Pedestrians walk in front of a mural depicting Ayatollah Ruhollah Khomeini, founder of the Iranian Revolution, in Tehran in May. More than 800 journalists have been imprisoned or executed in Iran since the 1979 revolution, according to the Paris-based Reporters Without Borders. (ATTA KENARE/AFP/Getty Images)

Iranian authorities revoked the credentials of a New York Times journalist and have barred him from working in Iran for the past four months, the newspaper said Monday.

Thomas Erdbrink, a Dutch citizen, is a Tehran-based correspondent for the Times and has written for the paper since 2012. 

Iran’s government did not give an explanation for its decision to withdraw Erdbrink’s press credentials but have “repeatedly assured” the Times that they would soon be restored. 

Authorities also denied Erdbrink’s wife, award-winning photographer Newsha Tavakolian, permission to work, the paper said.

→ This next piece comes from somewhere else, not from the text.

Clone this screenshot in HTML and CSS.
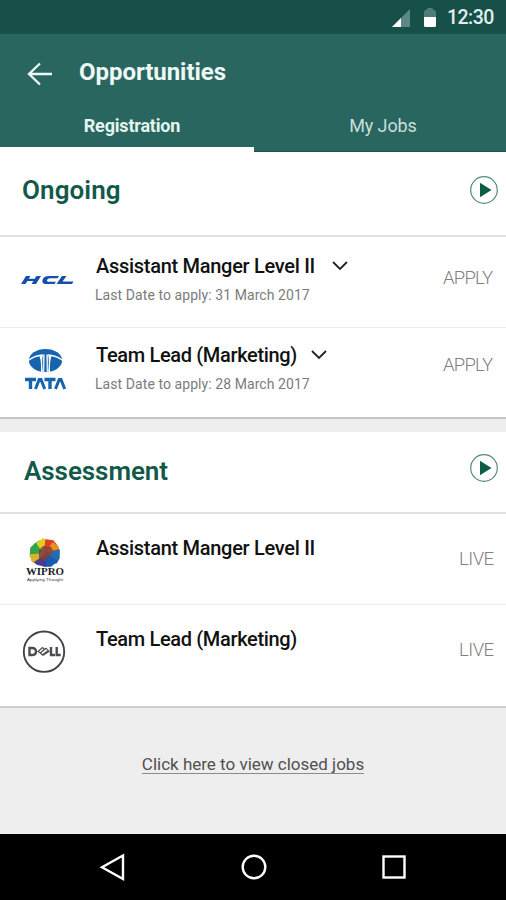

Tavakolian is an Iranian citizen and has published photos in the Times and with other news organizations since 2001. 

Erdbrink previously reported for The Washington Post from Tehran. 

Rights groups say Iran is one of the world’s worst violators of press freedom and that Iranian journalists are regularly subjected to intimidation, arrest and unfair trials.

More than 800 journalists have been imprisoned or executed in Iran since the 1979 revolution, according to the Paris-based Reporters Without Borders, or RSF. 

Jason Rezaian, who was The Post’s correspondent in Tehran, was arrested by Iranian authorities in 2014 and held in the notorious Evin prison for 544 days. 

Few Western news organizations maintain an official presence inside Iran, where authorities have in recent years arrested several dual and foreign nationals, including Americans. 

The Iranian government “has extended its fight against media freedom beyond the country’s borders and also targets the international media,” RSF says. 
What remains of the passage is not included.